Give back all the data exactly, line by line.
───── DATA ─────
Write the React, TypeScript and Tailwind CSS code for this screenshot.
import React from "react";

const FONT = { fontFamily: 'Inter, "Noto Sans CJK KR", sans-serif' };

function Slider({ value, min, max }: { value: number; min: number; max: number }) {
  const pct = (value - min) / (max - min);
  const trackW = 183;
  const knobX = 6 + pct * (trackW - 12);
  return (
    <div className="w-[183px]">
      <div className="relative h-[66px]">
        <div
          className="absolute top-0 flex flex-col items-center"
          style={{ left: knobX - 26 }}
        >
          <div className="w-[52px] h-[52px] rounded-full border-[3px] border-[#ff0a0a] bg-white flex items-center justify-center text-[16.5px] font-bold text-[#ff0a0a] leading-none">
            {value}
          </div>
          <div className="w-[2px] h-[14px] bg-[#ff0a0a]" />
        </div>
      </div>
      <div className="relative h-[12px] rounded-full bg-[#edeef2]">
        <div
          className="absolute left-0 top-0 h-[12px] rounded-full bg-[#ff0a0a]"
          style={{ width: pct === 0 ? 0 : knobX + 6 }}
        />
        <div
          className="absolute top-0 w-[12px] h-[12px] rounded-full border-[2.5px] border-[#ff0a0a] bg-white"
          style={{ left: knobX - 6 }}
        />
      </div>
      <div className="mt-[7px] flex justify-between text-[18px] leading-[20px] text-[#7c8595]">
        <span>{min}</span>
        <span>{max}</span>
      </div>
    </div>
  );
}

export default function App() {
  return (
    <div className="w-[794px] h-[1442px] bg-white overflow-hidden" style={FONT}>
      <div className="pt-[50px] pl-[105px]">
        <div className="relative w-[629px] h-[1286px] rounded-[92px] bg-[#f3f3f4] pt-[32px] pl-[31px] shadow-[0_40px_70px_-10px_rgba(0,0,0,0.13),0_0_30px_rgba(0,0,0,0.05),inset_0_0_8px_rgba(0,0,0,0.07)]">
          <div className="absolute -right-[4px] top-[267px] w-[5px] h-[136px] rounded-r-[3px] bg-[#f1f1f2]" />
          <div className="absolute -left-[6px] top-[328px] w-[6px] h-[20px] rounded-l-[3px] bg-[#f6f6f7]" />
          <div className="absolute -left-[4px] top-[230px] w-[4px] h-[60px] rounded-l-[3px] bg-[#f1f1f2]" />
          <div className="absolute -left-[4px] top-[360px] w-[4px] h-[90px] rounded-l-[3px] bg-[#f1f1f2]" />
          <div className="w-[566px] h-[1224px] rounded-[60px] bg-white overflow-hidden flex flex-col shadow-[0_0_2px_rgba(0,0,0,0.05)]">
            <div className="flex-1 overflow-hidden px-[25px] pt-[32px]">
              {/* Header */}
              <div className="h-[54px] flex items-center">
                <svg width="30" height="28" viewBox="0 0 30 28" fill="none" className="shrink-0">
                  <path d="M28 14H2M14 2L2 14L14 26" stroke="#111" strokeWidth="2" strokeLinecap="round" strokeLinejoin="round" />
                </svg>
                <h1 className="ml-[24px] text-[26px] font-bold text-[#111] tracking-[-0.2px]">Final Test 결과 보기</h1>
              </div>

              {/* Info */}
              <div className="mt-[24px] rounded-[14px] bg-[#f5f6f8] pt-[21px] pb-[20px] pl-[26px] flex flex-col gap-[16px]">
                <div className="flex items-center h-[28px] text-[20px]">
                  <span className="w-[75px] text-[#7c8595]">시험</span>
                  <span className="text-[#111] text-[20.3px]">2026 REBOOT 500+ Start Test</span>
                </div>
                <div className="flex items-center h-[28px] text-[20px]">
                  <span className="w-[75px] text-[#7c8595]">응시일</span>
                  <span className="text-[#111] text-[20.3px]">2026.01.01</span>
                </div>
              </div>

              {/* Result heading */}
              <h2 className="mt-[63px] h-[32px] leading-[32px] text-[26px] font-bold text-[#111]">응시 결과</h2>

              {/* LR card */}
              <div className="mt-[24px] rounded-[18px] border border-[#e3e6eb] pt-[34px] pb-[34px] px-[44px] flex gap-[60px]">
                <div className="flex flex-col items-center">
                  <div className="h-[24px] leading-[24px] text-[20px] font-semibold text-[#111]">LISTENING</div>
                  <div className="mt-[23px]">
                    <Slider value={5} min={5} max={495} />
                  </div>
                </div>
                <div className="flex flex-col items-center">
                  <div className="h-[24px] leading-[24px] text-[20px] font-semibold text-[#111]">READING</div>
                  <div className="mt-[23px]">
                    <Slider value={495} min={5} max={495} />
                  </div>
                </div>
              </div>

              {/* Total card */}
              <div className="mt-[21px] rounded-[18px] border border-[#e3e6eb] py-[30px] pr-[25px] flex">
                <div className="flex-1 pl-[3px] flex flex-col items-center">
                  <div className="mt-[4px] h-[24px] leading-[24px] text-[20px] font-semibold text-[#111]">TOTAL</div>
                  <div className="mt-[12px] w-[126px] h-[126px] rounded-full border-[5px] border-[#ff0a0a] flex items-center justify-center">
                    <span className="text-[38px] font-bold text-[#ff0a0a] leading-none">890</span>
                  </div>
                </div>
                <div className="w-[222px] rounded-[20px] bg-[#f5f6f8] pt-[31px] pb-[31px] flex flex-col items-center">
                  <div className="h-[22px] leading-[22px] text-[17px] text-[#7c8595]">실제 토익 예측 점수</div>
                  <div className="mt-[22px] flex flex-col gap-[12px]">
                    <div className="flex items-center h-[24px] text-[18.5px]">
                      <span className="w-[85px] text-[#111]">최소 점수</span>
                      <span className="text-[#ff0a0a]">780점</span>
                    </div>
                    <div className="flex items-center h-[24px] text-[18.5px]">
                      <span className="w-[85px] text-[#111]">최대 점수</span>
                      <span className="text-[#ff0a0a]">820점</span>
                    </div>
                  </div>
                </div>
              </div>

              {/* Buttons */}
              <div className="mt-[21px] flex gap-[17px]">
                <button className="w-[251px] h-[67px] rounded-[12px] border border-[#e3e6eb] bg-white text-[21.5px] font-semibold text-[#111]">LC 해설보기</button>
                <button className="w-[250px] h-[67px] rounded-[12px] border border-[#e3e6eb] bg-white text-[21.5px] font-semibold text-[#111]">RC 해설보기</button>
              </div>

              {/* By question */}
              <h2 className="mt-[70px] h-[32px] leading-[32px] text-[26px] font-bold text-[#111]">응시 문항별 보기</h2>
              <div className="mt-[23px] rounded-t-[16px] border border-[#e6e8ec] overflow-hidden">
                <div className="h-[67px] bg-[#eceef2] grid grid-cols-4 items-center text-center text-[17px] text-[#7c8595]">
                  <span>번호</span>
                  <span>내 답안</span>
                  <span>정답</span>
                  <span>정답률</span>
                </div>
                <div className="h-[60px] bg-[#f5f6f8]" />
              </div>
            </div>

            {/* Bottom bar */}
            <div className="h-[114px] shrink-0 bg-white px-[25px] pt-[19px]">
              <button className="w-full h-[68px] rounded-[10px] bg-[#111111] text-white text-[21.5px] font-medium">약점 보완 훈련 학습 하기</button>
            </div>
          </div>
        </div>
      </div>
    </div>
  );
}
─────
ANSWER IN FULL:
Write the React, TypeScript and Tailwind CSS code for this screenshot.
import React from "react";

const FONT = { fontFamily: 'Inter, "Noto Sans CJK KR", sans-serif' };

function Slider({ value, min, max }: { value: number; min: number; max: number }) {
  const pct = (value - min) / (max - min);
  const trackW = 183;
  const knobX = 6 + pct * (trackW - 12);
  return (
    <div className="w-[183px]">
      <div className="relative h-[66px]">
        <div
          className="absolute top-0 flex flex-col items-center"
          style={{ left: knobX - 26 }}
        >
          <div className="w-[52px] h-[52px] rounded-full border-[3px] border-[#ff0a0a] bg-white flex items-center justify-center text-[16.5px] font-bold text-[#ff0a0a] leading-none">
            {value}
          </div>
          <div className="w-[2px] h-[14px] bg-[#ff0a0a]" />
        </div>
      </div>
      <div className="relative h-[12px] rounded-full bg-[#edeef2]">
        <div
          className="absolute left-0 top-0 h-[12px] rounded-full bg-[#ff0a0a]"
          style={{ width: pct === 0 ? 0 : knobX + 6 }}
        />
        <div
          className="absolute top-0 w-[12px] h-[12px] rounded-full border-[2.5px] border-[#ff0a0a] bg-white"
          style={{ left: knobX - 6 }}
        />
      </div>
      <div className="mt-[7px] flex justify-between text-[18px] leading-[20px] text-[#7c8595]">
        <span>{min}</span>
        <span>{max}</span>
      </div>
    </div>
  );
}

export default function App() {
  return (
    <div className="w-[794px] h-[1442px] bg-white overflow-hidden" style={FONT}>
      <div className="pt-[50px] pl-[105px]">
        <div className="relative w-[629px] h-[1286px] rounded-[92px] bg-[#f3f3f4] pt-[32px] pl-[31px] shadow-[0_40px_70px_-10px_rgba(0,0,0,0.13),0_0_30px_rgba(0,0,0,0.05),inset_0_0_8px_rgba(0,0,0,0.07)]">
          <div className="absolute -right-[4px] top-[267px] w-[5px] h-[136px] rounded-r-[3px] bg-[#f1f1f2]" />
          <div className="absolute -left-[6px] top-[328px] w-[6px] h-[20px] rounded-l-[3px] bg-[#f6f6f7]" />
          <div className="absolute -left-[4px] top-[230px] w-[4px] h-[60px] rounded-l-[3px] bg-[#f1f1f2]" />
          <div className="absolute -left-[4px] top-[360px] w-[4px] h-[90px] rounded-l-[3px] bg-[#f1f1f2]" />
          <div className="w-[566px] h-[1224px] rounded-[60px] bg-white overflow-hidden flex flex-col shadow-[0_0_2px_rgba(0,0,0,0.05)]">
            <div className="flex-1 overflow-hidden px-[25px] pt-[32px]">
              {/* Header */}
              <div className="h-[54px] flex items-center">
                <svg width="30" height="28" viewBox="0 0 30 28" fill="none" className="shrink-0">
                  <path d="M28 14H2M14 2L2 14L14 26" stroke="#111" strokeWidth="2" strokeLinecap="round" strokeLinejoin="round" />
                </svg>
                <h1 className="ml-[24px] text-[26px] font-bold text-[#111] tracking-[-0.2px]">Final Test 결과 보기</h1>
              </div>

              {/* Info */}
              <div className="mt-[24px] rounded-[14px] bg-[#f5f6f8] pt-[21px] pb-[20px] pl-[26px] flex flex-col gap-[16px]">
                <div className="flex items-center h-[28px] text-[20px]">
                  <span className="w-[75px] text-[#7c8595]">시험</span>
                  <span className="text-[#111] text-[20.3px]">2026 REBOOT 500+ Start Test</span>
                </div>
                <div className="flex items-center h-[28px] text-[20px]">
                  <span className="w-[75px] text-[#7c8595]">응시일</span>
                  <span className="text-[#111] text-[20.3px]">2026.01.01</span>
                </div>
              </div>

              {/* Result heading */}
              <h2 className="mt-[63px] h-[32px] leading-[32px] text-[26px] font-bold text-[#111]">응시 결과</h2>

              {/* LR card */}
              <div className="mt-[24px] rounded-[18px] border border-[#e3e6eb] pt-[34px] pb-[34px] px-[44px] flex gap-[60px]">
                <div className="flex flex-col items-center">
                  <div className="h-[24px] leading-[24px] text-[20px] font-semibold text-[#111]">LISTENING</div>
                  <div className="mt-[23px]">
                    <Slider value={5} min={5} max={495} />
                  </div>
                </div>
                <div className="flex flex-col items-center">
                  <div className="h-[24px] leading-[24px] text-[20px] font-semibold text-[#111]">READING</div>
                  <div className="mt-[23px]">
                    <Slider value={495} min={5} max={495} />
                  </div>
                </div>
              </div>

              {/* Total card */}
              <div className="mt-[21px] rounded-[18px] border border-[#e3e6eb] py-[30px] pr-[25px] flex">
                <div className="flex-1 pl-[3px] flex flex-col items-center">
                  <div className="mt-[4px] h-[24px] leading-[24px] text-[20px] font-semibold text-[#111]">TOTAL</div>
                  <div className="mt-[12px] w-[126px] h-[126px] rounded-full border-[5px] border-[#ff0a0a] flex items-center justify-center">
                    <span className="text-[38px] font-bold text-[#ff0a0a] leading-none">890</span>
                  </div>
                </div>
                <div className="w-[222px] rounded-[20px] bg-[#f5f6f8] pt-[31px] pb-[31px] flex flex-col items-center">
                  <div className="h-[22px] leading-[22px] text-[17px] text-[#7c8595]">실제 토익 예측 점수</div>
                  <div className="mt-[22px] flex flex-col gap-[12px]">
                    <div className="flex items-center h-[24px] text-[18.5px]">
                      <span className="w-[85px] text-[#111]">최소 점수</span>
                      <span className="text-[#ff0a0a]">780점</span>
                    </div>
                    <div className="flex items-center h-[24px] text-[18.5px]">
                      <span className="w-[85px] text-[#111]">최대 점수</span>
                      <span className="text-[#ff0a0a]">820점</span>
                    </div>
                  </div>
                </div>
              </div>

              {/* Buttons */}
              <div className="mt-[21px] flex gap-[17px]">
                <button className="w-[251px] h-[67px] rounded-[12px] border border-[#e3e6eb] bg-white text-[21.5px] font-semibold text-[#111]">LC 해설보기</button>
                <button className="w-[250px] h-[67px] rounded-[12px] border border-[#e3e6eb] bg-white text-[21.5px] font-semibold text-[#111]">RC 해설보기</button>
              </div>

              {/* By question */}
              <h2 className="mt-[70px] h-[32px] leading-[32px] text-[26px] font-bold text-[#111]">응시 문항별 보기</h2>
              <div className="mt-[23px] rounded-t-[16px] border border-[#e6e8ec] overflow-hidden">
                <div className="h-[67px] bg-[#eceef2] grid grid-cols-4 items-center text-center text-[17px] text-[#7c8595]">
                  <span>번호</span>
                  <span>내 답안</span>
                  <span>정답</span>
                  <span>정답률</span>
                </div>
                <div className="h-[60px] bg-[#f5f6f8]" />
              </div>
            </div>

            {/* Bottom bar */}
            <div className="h-[114px] shrink-0 bg-white px-[25px] pt-[19px]">
              <button className="w-full h-[68px] rounded-[10px] bg-[#111111] text-white text-[21.5px] font-medium">약점 보완 훈련 학습 하기</button>
            </div>
          </div>
        </div>
      </div>
    </div>
  );
}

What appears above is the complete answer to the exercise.